The thing I love most about her is her adjustable stride! I can get about 6 different stride lengths in both her trot and her canter. At this stage she's just lengthening and shortening, not extending and collecting [see I have enough dressage knowledge to know what I'm going for haha just not how to get it], but she's 3. Plenty of time.

I took her on as a [very] long yearling. She was foaled 27 Sept 2010 and I got her 28 July 2012. She was given to me because, and I quote, "her sire hasn't thrown anything fast" - she's a TB. She never even saw the breaker before she was thrown out. I broke her myself in early February this year [thanks very much for that lovely compliment - she was my first!!]. After discovering the real reason she was given away [looooong story, I base my opinions of her past on what she has 'told' me] I had been planning to send her away for 35 days breaking/training once I'd gotten the groundwork done, but then one day I was doing groundwork with the tack on [not the first time, she'd had it on many times beforehand] and one thing followed another and I found myself on her back. And it all sort of went from there.

She can buck occasionally when she gets a fright [it's her form of forward spook I think, she never goes to run forward when she's scared - it's buck once, skitter sideways, or stop dead in her tracks], but she's been a really easy horse under saddle, by and large. Horses by her sire have a reputation for being easy to break and she's no exception. She can be a little hot at times, but I like her energy, her sensitivity, and her willingness to please. It's yet to be seen if her spookiness will hold her back on cross country, but with any luck she'll grow a brain in the next couple of years and stop freaking out over dumb things.
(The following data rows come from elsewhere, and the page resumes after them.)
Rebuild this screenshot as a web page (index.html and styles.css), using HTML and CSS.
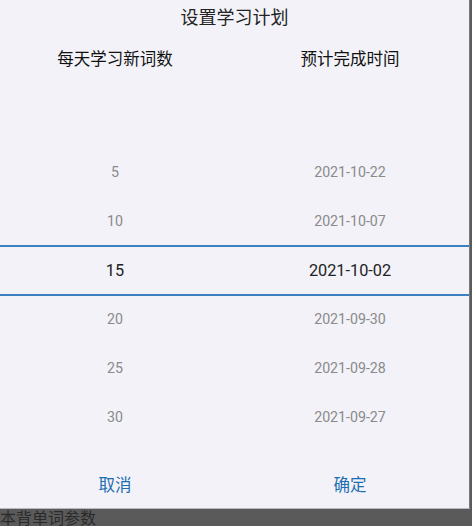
FILE: index.html
```html
<!DOCTYPE html>
<html lang="zh">
<head>
<meta charset="utf-8">
<title>设置学习计划</title>
<link rel="stylesheet" href="styles.css">
</head>
<body>
<div class="dialog">
  <div class="title">设置学习计划</div>
  <div class="cols head">
    <div class="cell">每天学习新词数</div>
    <div class="cell">预计完成时间</div>
  </div>
  <div class="picker">
    <div class="cols row"><div class="cell"></div><div class="cell"></div></div>
    <div class="cols row"><div class="cell">5</div><div class="cell">2021-10-22</div></div>
    <div class="cols row"><div class="cell">10</div><div class="cell">2021-10-07</div></div>
    <div class="cols row selected"><div class="cell">15</div><div class="cell">2021-10-02</div></div>
    <div class="cols row"><div class="cell">20</div><div class="cell">2021-09-30</div></div>
    <div class="cols row"><div class="cell">25</div><div class="cell">2021-09-28</div></div>
    <div class="cols row"><div class="cell">30</div><div class="cell">2021-09-27</div></div>
  </div>
  <div class="cols actions">
    <div class="cell btn">取消</div>
    <div class="cell btn">确定</div>
  </div>
</div>
<div class="under">本背单词参数</div>
</body>
</html>
```

FILE: styles.css
```css
html, body {
  margin: 0;
  padding: 0;
}
body {
  background: #5a5a5a;
  font-family: Roboto, "Noto Sans CJK SC", sans-serif;
  width: 472px;
  height: 526px;
  overflow: hidden;
}
.dialog {
  width: 469px;
  height: 508px;
  background: #f2f2f8;
  border-right: 1px solid #7a7a7a;
  border-bottom: 1px solid #b9b9bd;
  display: flex;
  flex-direction: column;
}
.title {
  height: 36px;
  line-height: 36px;
  text-align: center;
  font-size: 18px;
  color: #222;
}
.cols {
  display: grid;
  grid-template-columns: 230px 230px;
  column-gap: 5px;
}
.cell {
  text-align: center;
}
.head {
  height: 48px;
  line-height: 48px;
  font-size: 16.5px;
  color: #111;
}
.picker {
  margin-top: 15px;
  display: flex;
  flex-direction: column;
}
.row {
  height: 49px;
  line-height: 49px;
  font-size: 14.2px;
  color: #8a8a8a;
}
.row.selected {
  box-sizing: border-box;
  height: 51px;
  margin: -1px 0;
  line-height: 47px;
  border-top: 2px solid #3b80c0;
  border-bottom: 2px solid #3b80c0;
  font-size: 16.3px;
  color: #222;
}
.actions {
  padding-top: 21px;
  height: 46px;
  line-height: 46px;
}
.btn {
  font-size: 16.5px;
  color: #1c6db2;
}
.under {
  font-size: 16px;
  line-height: 19px;
  color: #2a2a2a;
  white-space: nowrap;
}
```
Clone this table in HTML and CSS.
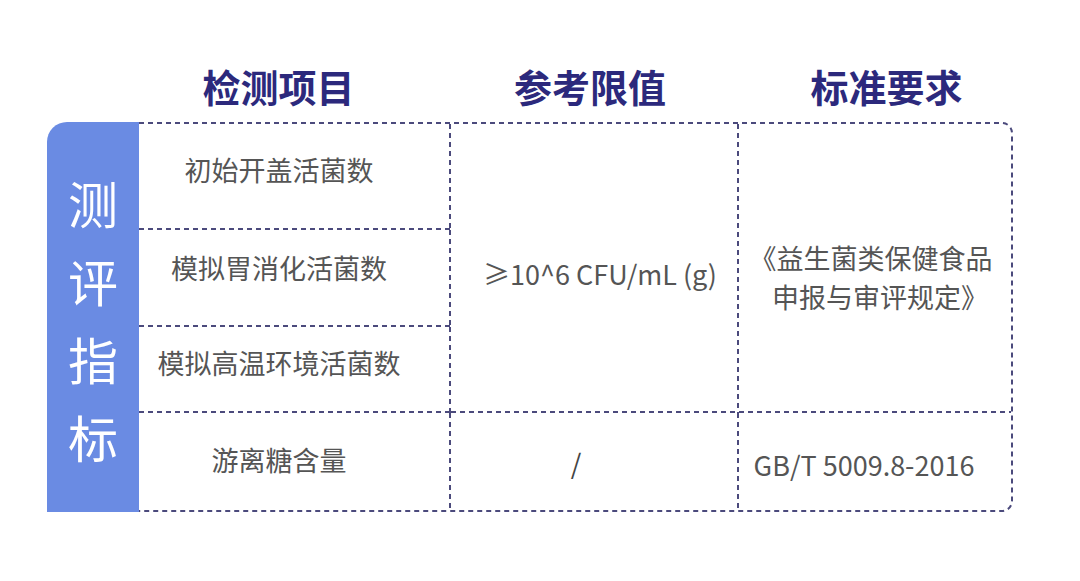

The mosquitos here are REALLY bad at the moment, lots of standing water [it's winter in Australia], and she has really thin skin. She sort of scored the triple whammy for that. Red TB filly. Hence the tail. If bug repellent stayed on for more than 10 minutes at a time... -sigh-

Anyway. Hope I addressed all your questions 

I still think I'm completely mad to be attempting to put a good dressage foundation on any horse without a trainer. I'm solid when it comes to jumping, really only need to work on height and refining my eye so I can see my stride from farther out [but I can't do either now my jumping horse is retired], but when it comes to dressage I'm a novice at best.


----------



## xxxxxxxponyhorse1516 (Aug 17, 2013)

Ah, lovely. Yes, here in Ireland, for us there's not a lot of difference between extending, shortening, collecting, lengthening!xD If a girl rides her pony around and someone says 'Do extended canter! No, that was just lengthened strides!' The rider will most likely reply 'Ah, we'll be grand!!' Yes, you definitely know what you're talking about with young ponies! Now you've said she has a soft mouth, she's not leaning there anymore haha! I love the spunkiness of young ponies, they can be eejits around some silly things but can also be very funny I really love breaking my own, because I know it's been me that's handled it, and not some oul fool going around being too rough with it!


----------



## xxxxxxxponyhorse1516 (Aug 17, 2013)

PS It's great that you're not bringing her on quickly! I know a girl whose pony was jumping 1.20 courses at THREE. Jumping 1.30 at FOUR! Now he always refuses jumps...


----------



## blue eyed pony (Jun 20, 2011)

Haha, I think it depends on your discipline as well as where you are in the world. Eventing dressage, lengthening and shortening are sufficient. Pure dressage, you need true collections and extensions to get good marks. Australia has always been more of an eventing country than a dressage or SJ country but I think we're starting to trend a bit more towards pure dressage now, or at least that's what I'm seeing with riders my age, even at my riding club which is very much an eventing-centric club!

I love breaking my own too, beats fixing other people's mistakes. I've had no end of trouble with horses other people have broken in. I adore my older gelding but he's been the worst of the bunch! And getting worse, which is odd, because the filly is pretty much his exact opposite.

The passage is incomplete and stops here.